Freiné dans la lutte antiterroriste, le Zimbabwe va-t-il sortir de l’ornière de l’embargo ?

Tribune
17 mai 2022
Par Frédéric Lejeal, journaliste, essayiste, politologue, auteur du "Déclin franco-africain, l’impossible rupture avec le pacte colonial" (L’Harmattan, 2022)

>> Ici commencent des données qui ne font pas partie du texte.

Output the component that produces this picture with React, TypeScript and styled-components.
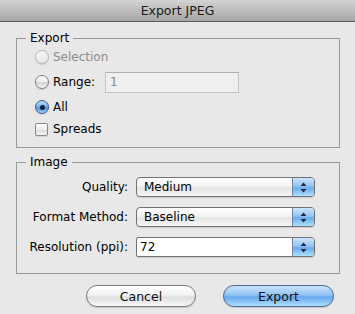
import styled, { createGlobalStyle } from 'styled-components';

const Global = createGlobalStyle`
  html, body {
    margin: 0;
    padding: 0;
    background: #e8e8e8;
  }
  body {
    font-family: "DejaVu Sans", "Noto Sans", sans-serif;
    font-size: 12px;
    color: #000;
  }
`;

const Dialog = styled.div`
  width: 355px;
  height: 314px;
  background: #e8e8e8;
  display: flex;
  flex-direction: column;
  overflow: hidden;
`;

const TitleBar = styled.div`
  box-sizing: border-box;
  height: 22px;
  border-bottom: 1px solid #5c5c5c;
  background: linear-gradient(#d3d3d3, #a6a6a6);
  display: flex;
  align-items: center;
  justify-content: center;
  font-size: 12.5px;
  color: #1a1a1a;
`;

const Body = styled.div`
  display: flex;
  flex-direction: column;
  padding: 9px 15px 0 16px;
  gap: 7px;
`;

const Group = styled.fieldset`
  box-sizing: border-box;
  width: 324px;
  margin: 0;
  padding: 0;
  min-width: 0;
  border: 1px solid #999;
`;

const Caption = styled.legend`
  margin-left: 9px;
  padding: 0 4px;
  line-height: 15px;
  font-size: 12px;
`;

const Options = styled.div`
  display: flex;
  flex-direction: column;
  padding: 1px 0 8px 18px;
`;

const Option = styled.label<{ $gap?: number; $disabled?: boolean }>`
  display: flex;
  align-items: center;
  height: 20px;
  gap: 4px;
  margin-top: ${(p) => p.$gap ?? 0}px;
  color: ${(p) => (p.$disabled ? '#8c8c8c' : '#000')};
`;

const Radio = styled.span<{ $checked?: boolean; $disabled?: boolean }>`
  box-sizing: border-box;
  width: 14px;
  height: 14px;
  border-radius: 50%;
  display: flex;
  align-items: center;
  justify-content: center;
  border: 1px solid ${(p) => (p.$checked ? '#3b5c8c' : p.$disabled ? '#b8b8b8' : '#7e7e7e')};
  background: ${(p) =>
    p.$checked
      ? 'linear-gradient(#b9dafa, #7db5ee 45%, #4d92e2 55%, #9fd0fb)'
      : p.$disabled
      ? 'linear-gradient(#f6f6f6, #e6e6e6)'
      : 'linear-gradient(#ffffff, #e9e9e9 50%, #d4d4d4 55%, #f4f4f4)'};
  box-shadow: 0 1px 1px rgba(0, 0, 0, 0.12);
  &::after {
    content: '';
    display: ${(p) => (p.$checked ? 'block' : 'none')};
    width: 5px;
    height: 5px;
    border-radius: 50%;
    background: #14203a;
  }
`;

const Check = styled.span`
  box-sizing: border-box;
  width: 13px;
  height: 13px;
  margin-right: 1px;
  border: 1px solid #858585;
  border-radius: 2px;
  background: linear-gradient(#ffffff, #ececec 50%, #dcdcdc 55%, #f4f4f4);
  box-shadow: 0 1px 1px rgba(0, 0, 0, 0.1);
`;

const RangeField = styled.div`
  box-sizing: border-box;
  width: 134px;
  height: 21px;
  margin-left: 6px;
  padding-left: 4px;
  display: flex;
  align-items: center;
  border: 1px solid #c4c4c4;
  border-top-color: #b0b0b0;
  background: #efefef;
  color: #8a8a8a;
`;

const Form = styled.div`
  display: grid;
  grid-template-columns: 111px 179px;
  column-gap: 8px;
  row-gap: 10px;
  padding: 7px 0 16px 0;
`;

const FieldLabel = styled.span`
  display: flex;
  align-items: center;
  justify-content: flex-end;
  height: 20px;
`;

const Popup = styled.div<{ $combo?: boolean }>`
  box-sizing: border-box;
  height: 20px;
  display: flex;
  border: 1px solid #737373;
  border-radius: ${(p) => (p.$combo ? '2px 4px 4px 2px' : '4px')};
  background: ${(p) =>
    p.$combo ? '#fff' : 'linear-gradient(#ffffff, #f3f3f3 45%, #e4e4e4 55%, #f6f6f6)'};
  box-shadow: 0 1px 1px rgba(0, 0, 0, 0.12);
  overflow: hidden;
`;

const PopupText = styled.span<{ $combo?: boolean }>`
  flex: 1;
  display: flex;
  align-items: center;
  padding-left: ${(p) => (p.$combo ? 3 : 7)}px;
`;

const Stepper = styled.span`
  width: 21px;
  display: flex;
  align-items: center;
  justify-content: center;
  border-left: 1px solid #6c86ad;
  background: linear-gradient(#cde4fb, #93c4f3 45%, #6aabee 55%, #ace0fd);
`;

const Buttons = styled.div`
  display: flex;
  justify-content: flex-end;
  gap: 27px;
  padding: 11px 21px 0 0;
`;

const Button = styled.button<{ $default?: boolean; $w: number }>`
  box-sizing: border-box;
  width: ${(p) => p.$w}px;
  height: 22px;
  border-radius: 11px;
  border: 1px solid ${(p) => (p.$default ? '#4c6b98' : '#7b7b7b')};
  background: ${(p) =>
    p.$default
      ? 'linear-gradient(#c9e3fc, #92c3f2 45%, #67a8ee 55%, #aedffd)'
      : 'linear-gradient(#ffffff, #f3f3f3 45%, #dedede 55%, #f7f7f7)'};
  box-shadow: 0 1px 1px rgba(0, 0, 0, 0.15);
  font-family: inherit;
  font-size: 12.5px;
  color: #111;
  padding: 0;
`;

const Arrows = () => (
  <svg width="7" height="11" viewBox="0 0 7 11">
    <path d="M3.5 0.5 L6.5 4 L0.5 4 Z" fill="#1c2a48" />
    <path d="M0.5 7 L6.5 7 L3.5 10.5 Z" fill="#1c2a48" />
  </svg>
);

const Select = ({ value, combo }: { value: string; combo?: boolean }) => (
  <Popup $combo={combo}>
    <PopupText $combo={combo}>{value}</PopupText>
    <Stepper>
      <Arrows />
    </Stepper>
  </Popup>
);

export default function App() {
  return (
    <>
      <Global />
      <Dialog>
        <TitleBar>Export JPEG</TitleBar>
        <Body>
          <Group>
            <Caption>Export</Caption>
            <Options>
              <Option $disabled>
                <Radio $disabled />
                Selection
              </Option>
              <Option $gap={5}>
                <Radio />
                Range:
                <RangeField>1</RangeField>
              </Option>
              <Option $gap={5}>
                <Radio $checked />
                All
              </Option>
              <Option $gap={2}>
                <Check />
                Spreads
              </Option>
            </Options>
          </Group>
          <Group>
            <Caption>Image</Caption>
            <Form>
              <FieldLabel>Quality:</FieldLabel>
              <Select value="Medium" />
              <FieldLabel>Format Method:</FieldLabel>
              <Select value="Baseline" />
              <FieldLabel>Resolution (ppi):</FieldLabel>
              <Select value="72" combo />
            </Form>
          </Group>
        </Body>
        <Buttons>
          <Button $w={110}>Cancel</Button>
          <Button $w={111} $default>
            Export
          </Button>
        </Buttons>
      </Dialog>
    </>
  );
}
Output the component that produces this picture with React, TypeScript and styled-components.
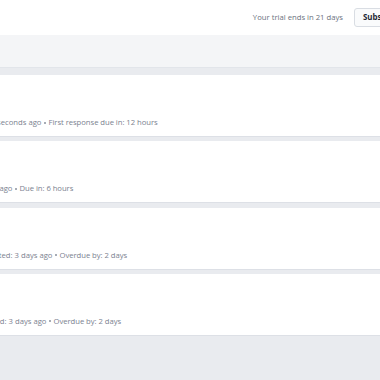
import React from "react";
import styled, { createGlobalStyle } from "styled-components";

const GlobalStyle = createGlobalStyle`
  html, body {
    margin: 0;
    padding: 0;
    background: #e9ebef;
    overflow: hidden;
  }

  body {
    font-family: "Open Sans", "Noto Sans", sans-serif;
  }
`;

// the list is wider than the window; its left part lies off screen
const LEFT_OVERFLOW = 300;

const Page = styled.div`
  width: 380px;
  min-height: 380px;
  display: flex;
  flex-direction: column;
`;

const TopBar = styled.header`
  height: 35px;
  box-sizing: border-box;
  padding-bottom: 1px;
  background: #ffffff;
  display: flex;
  align-items: center;
  justify-content: flex-end;
  gap: 11px;
`;

const TrialNote = styled.span`
  font-size: 7.7px;
  color: #6b7280;
`;

const SubscribeButton = styled.button`
  flex-shrink: 0;
  width: 66px;
  height: 19px;
  margin-right: -40px;
  padding: 0 8px;
  text-align: left;
  border: 1px solid #d9dde3;
  border-radius: 3px;
  background: #fafbfc;
  font-family: inherit;
  font-size: 7.9px;
  font-weight: 700;
  color: #1f2937;
`;

const FilterBar = styled.div`
  height: 32px;
  background: #f4f5f7;
  border-bottom: 1px solid #e2e5ea;
  margin-bottom: 7px;
`;

const TicketList = styled.div`
  display: flex;
  flex-direction: column;
`;

const Ticket = styled.div`
  height: 62px;
  box-sizing: border-box;
  background: #ffffff;
  border-bottom: 1px solid #dde0e6;
  margin-bottom: 4.33px;
  padding-bottom: 8px;
  display: flex;
  flex-direction: column;
  justify-content: flex-end;
  overflow: hidden;
`;

const Body = styled.div`
  margin-left: -${LEFT_OVERFLOW}px;
  display: flex;
  flex-direction: column;
  gap: 12px;
`;

const Subject = styled.div`
  font-size: 9px;
  font-weight: 600;
  color: #1f2937;
  white-space: nowrap;
`;

const Meta = styled.div`
  font-size: 7.7px;
  line-height: 12px;
  color: #7b8290;
  white-space: nowrap;
  display: flex;
  align-items: center;
`;

const Created = styled.span<{ $dot: number }>`
  flex-shrink: 0;
  width: ${(p) => LEFT_OVERFLOW + p.$dot - 3.5}px;
  text-align: right;
`;

const Dot = styled.span`
  flex-shrink: 0;
  width: 2px;
  height: 2px;
  margin: 1px 2.5px 0;
  border-radius: 50%;
  background: #8a909c;
`;

const Due = styled.span`
  letter-spacing: -0.05px;
`;

interface TicketItem {
  id: number;
  subject: string;
  created: string;
  due: string;
  dot: number;
}

const tickets: TicketItem[] = [
  { id: 1, subject: "Login issue", created: "Created: a few seconds ago", due: "First response due in: 12 hours", dot: 45 },
  { id: 2, subject: "Refund", created: "Created: 5 hours ago", due: "Due in: 6 hours", dot: 16 },
  { id: 3, subject: "Billing", created: "Last updated: 3 days ago", due: "Overdue by: 2 days", dot: 56 },
  { id: 4, subject: "Invoice", created: "Created: 3 days ago", due: "Overdue by: 2 days", dot: 50 },
];

const App = () => {
  return (
    <Page>
      <GlobalStyle />
      <TopBar>
        <TrialNote>Your trial ends in 21 days</TrialNote>
        <SubscribeButton>Subscribe</SubscribeButton>
      </TopBar>

      <FilterBar />

      <TicketList>
        {tickets.map((t) => (
          <Ticket key={t.id}>
            <Body>
              <Subject>{t.subject}</Subject>
              <Meta>
                <Created $dot={t.dot}>{t.created}</Created>
                <Dot />
                <Due>{t.due}</Due>
              </Meta>
            </Body>
          </Ticket>
        ))}
      </TicketList>
    </Page>
  );
};

export default App;
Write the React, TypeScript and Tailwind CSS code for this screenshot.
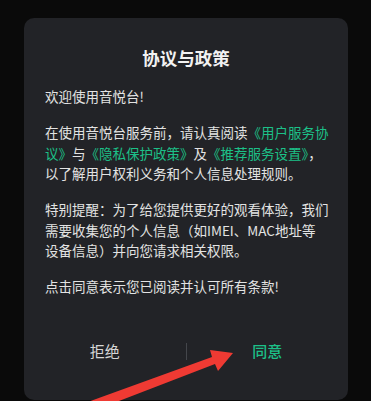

Alors que les regards sur la lutte antiterroriste en Afrique se focalisent sur la région ouest-africaine, singulièrement le Sahel, la montée du fondamentalisme islamiste ne connaît aucun répit sur le versant est du continent. Celle-ci reste plus que jamais incarnée par le groupe Ahlu Sunna wal Jamaa (« Les adeptes de la tradition du Prophète »). Depuis son apparition fin 2017, ce mouvement affilié à l’État islamique (EI) depuis 2019, était resté cantonner dans son fief de Cabo Delgado, province de l’extrême-nord du Mozambique près de la frontière tanzanienne, région longtemps oubliée par le gouvernement central de l’ex-colonie portugaise comme de son essor économique au lendemain de la guerre civile, en 1992. Par leur violence, les actions de ce groupe ne sont pas sans rappeler celles de Boko Haram, au Nigéria : décapitations, enlèvements, destruction de villages, prise de ville à l’instar de Mocimboa da Praia en août 2020, ou de Palma, plus au nord, en mars 2021. Objectif : libérer les zones d’intervention de toute présence gouvernementale et imposer un dessein rigoriste emmené par la charia.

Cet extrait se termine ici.